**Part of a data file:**
==*==
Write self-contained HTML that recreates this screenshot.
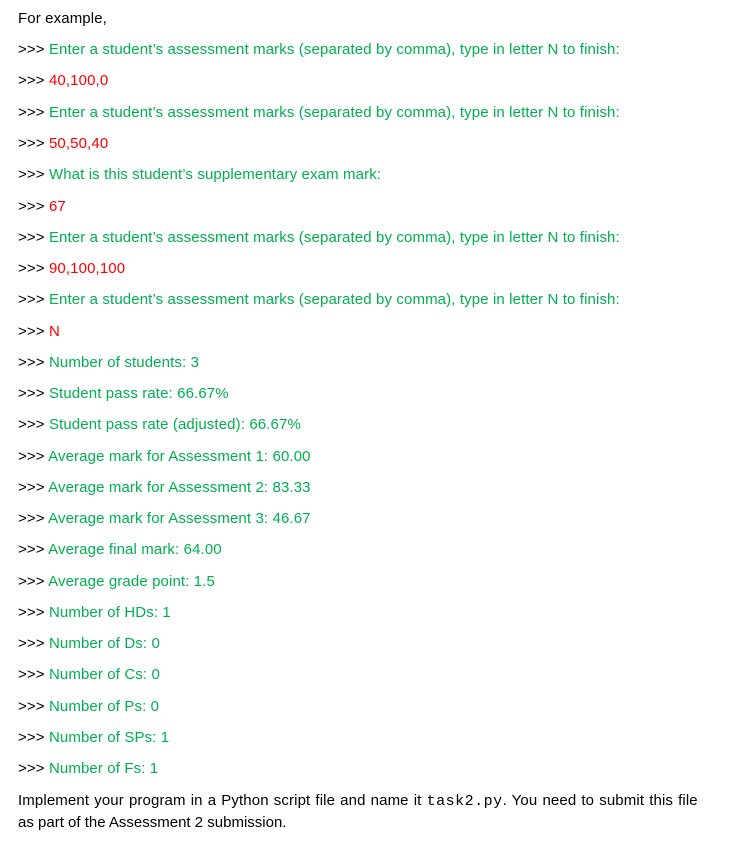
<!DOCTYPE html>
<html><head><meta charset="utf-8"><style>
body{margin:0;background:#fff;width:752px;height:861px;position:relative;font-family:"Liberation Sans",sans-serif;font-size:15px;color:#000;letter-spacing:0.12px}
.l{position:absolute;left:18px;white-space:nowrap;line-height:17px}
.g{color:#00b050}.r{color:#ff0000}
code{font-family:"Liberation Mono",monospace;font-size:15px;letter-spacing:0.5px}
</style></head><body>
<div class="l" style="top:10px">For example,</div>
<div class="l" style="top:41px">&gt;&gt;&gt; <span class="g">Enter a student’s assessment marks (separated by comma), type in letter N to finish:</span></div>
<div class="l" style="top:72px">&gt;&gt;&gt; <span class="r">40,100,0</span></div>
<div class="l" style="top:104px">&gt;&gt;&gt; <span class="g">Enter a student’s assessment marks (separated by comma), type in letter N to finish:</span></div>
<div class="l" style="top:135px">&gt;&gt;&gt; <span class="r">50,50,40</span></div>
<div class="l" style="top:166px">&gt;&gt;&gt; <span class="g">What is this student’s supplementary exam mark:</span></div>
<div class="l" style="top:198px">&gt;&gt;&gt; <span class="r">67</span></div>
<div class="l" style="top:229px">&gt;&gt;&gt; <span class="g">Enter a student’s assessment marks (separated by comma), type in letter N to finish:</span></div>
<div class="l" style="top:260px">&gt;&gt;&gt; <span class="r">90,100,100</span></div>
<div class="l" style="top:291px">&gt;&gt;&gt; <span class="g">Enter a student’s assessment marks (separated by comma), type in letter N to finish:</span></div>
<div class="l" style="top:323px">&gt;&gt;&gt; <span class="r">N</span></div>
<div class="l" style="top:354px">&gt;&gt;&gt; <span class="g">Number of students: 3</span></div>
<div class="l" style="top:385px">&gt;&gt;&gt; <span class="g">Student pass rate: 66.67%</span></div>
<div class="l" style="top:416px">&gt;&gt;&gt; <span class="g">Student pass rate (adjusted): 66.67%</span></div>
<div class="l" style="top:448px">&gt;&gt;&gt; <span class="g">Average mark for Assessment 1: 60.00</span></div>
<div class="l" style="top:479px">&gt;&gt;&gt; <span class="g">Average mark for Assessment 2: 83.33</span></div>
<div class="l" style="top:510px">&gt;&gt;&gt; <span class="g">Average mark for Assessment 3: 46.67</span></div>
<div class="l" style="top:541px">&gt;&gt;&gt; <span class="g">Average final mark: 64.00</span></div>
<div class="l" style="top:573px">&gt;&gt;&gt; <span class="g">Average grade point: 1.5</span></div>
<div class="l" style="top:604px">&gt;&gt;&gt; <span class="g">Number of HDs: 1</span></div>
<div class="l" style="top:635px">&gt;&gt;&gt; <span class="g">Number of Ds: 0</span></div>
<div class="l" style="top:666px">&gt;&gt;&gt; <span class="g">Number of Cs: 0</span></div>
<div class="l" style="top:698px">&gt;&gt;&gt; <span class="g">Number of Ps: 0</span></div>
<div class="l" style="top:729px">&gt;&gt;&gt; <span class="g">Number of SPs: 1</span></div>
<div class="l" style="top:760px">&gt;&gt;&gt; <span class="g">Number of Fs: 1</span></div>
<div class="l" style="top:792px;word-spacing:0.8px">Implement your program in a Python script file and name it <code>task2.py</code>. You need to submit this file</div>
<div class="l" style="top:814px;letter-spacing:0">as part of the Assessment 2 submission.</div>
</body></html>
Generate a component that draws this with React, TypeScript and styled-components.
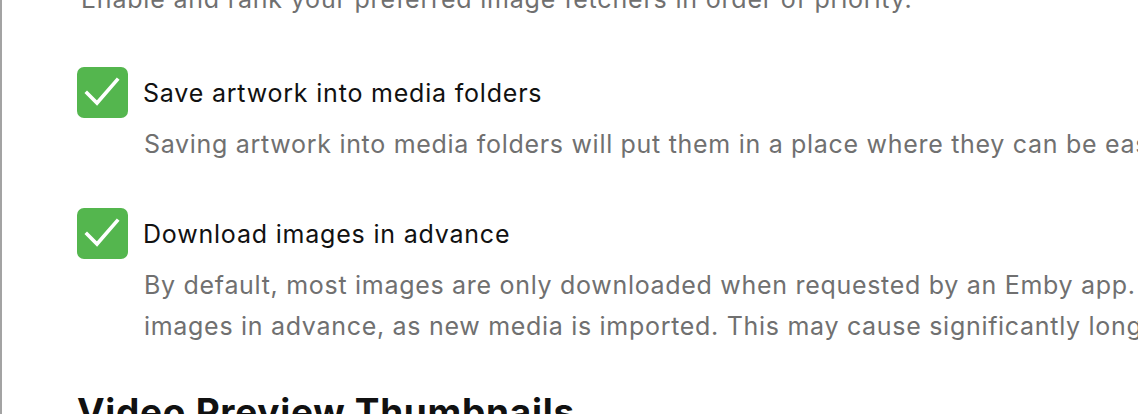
==*==
**Written exercise:** Transcribe the full listing above exactly, with the images removed.

**Task response:**
Write self-contained HTML that recreates this screenshot.
<!DOCTYPE html>
<html><head><meta charset="utf-8"><style>
body{margin:0;background:#fff;width:752px;height:861px;position:relative;font-family:"Liberation Sans",sans-serif;font-size:15px;color:#000;letter-spacing:0.12px}
.l{position:absolute;left:18px;white-space:nowrap;line-height:17px}
.g{color:#00b050}.r{color:#ff0000}
code{font-family:"Liberation Mono",monospace;font-size:15px;letter-spacing:0.5px}
</style></head><body>
<div class="l" style="top:10px">For example,</div>
<div class="l" style="top:41px">&gt;&gt;&gt; <span class="g">Enter a student’s assessment marks (separated by comma), type in letter N to finish:</span></div>
<div class="l" style="top:72px">&gt;&gt;&gt; <span class="r">40,100,0</span></div>
<div class="l" style="top:104px">&gt;&gt;&gt; <span class="g">Enter a student’s assessment marks (separated by comma), type in letter N to finish:</span></div>
<div class="l" style="top:135px">&gt;&gt;&gt; <span class="r">50,50,40</span></div>
<div class="l" style="top:166px">&gt;&gt;&gt; <span class="g">What is this student’s supplementary exam mark:</span></div>
<div class="l" style="top:198px">&gt;&gt;&gt; <span class="r">67</span></div>
<div class="l" style="top:229px">&gt;&gt;&gt; <span class="g">Enter a student’s assessment marks (separated by comma), type in letter N to finish:</span></div>
<div class="l" style="top:260px">&gt;&gt;&gt; <span class="r">90,100,100</span></div>
<div class="l" style="top:291px">&gt;&gt;&gt; <span class="g">Enter a student’s assessment marks (separated by comma), type in letter N to finish:</span></div>
<div class="l" style="top:323px">&gt;&gt;&gt; <span class="r">N</span></div>
<div class="l" style="top:354px">&gt;&gt;&gt; <span class="g">Number of students: 3</span></div>
<div class="l" style="top:385px">&gt;&gt;&gt; <span class="g">Student pass rate: 66.67%</span></div>
<div class="l" style="top:416px">&gt;&gt;&gt; <span class="g">Student pass rate (adjusted): 66.67%</span></div>
<div class="l" style="top:448px">&gt;&gt;&gt; <span class="g">Average mark for Assessment 1: 60.00</span></div>
<div class="l" style="top:479px">&gt;&gt;&gt; <span class="g">Average mark for Assessment 2: 83.33</span></div>
<div class="l" style="top:510px">&gt;&gt;&gt; <span class="g">Average mark for Assessment 3: 46.67</span></div>
<div class="l" style="top:541px">&gt;&gt;&gt; <span class="g">Average final mark: 64.00</span></div>
<div class="l" style="top:573px">&gt;&gt;&gt; <span class="g">Average grade point: 1.5</span></div>
<div class="l" style="top:604px">&gt;&gt;&gt; <span class="g">Number of HDs: 1</span></div>
<div class="l" style="top:635px">&gt;&gt;&gt; <span class="g">Number of Ds: 0</span></div>
<div class="l" style="top:666px">&gt;&gt;&gt; <span class="g">Number of Cs: 0</span></div>
<div class="l" style="top:698px">&gt;&gt;&gt; <span class="g">Number of Ps: 0</span></div>
<div class="l" style="top:729px">&gt;&gt;&gt; <span class="g">Number of SPs: 1</span></div>
<div class="l" style="top:760px">&gt;&gt;&gt; <span class="g">Number of Fs: 1</span></div>
<div class="l" style="top:792px;word-spacing:0.8px">Implement your program in a Python script file and name it <code>task2.py</code>. You need to submit this file</div>
<div class="l" style="top:814px;letter-spacing:0">as part of the Assessment 2 submission.</div>
</body></html>
Generate a component that draws this with React, TypeScript and styled-components.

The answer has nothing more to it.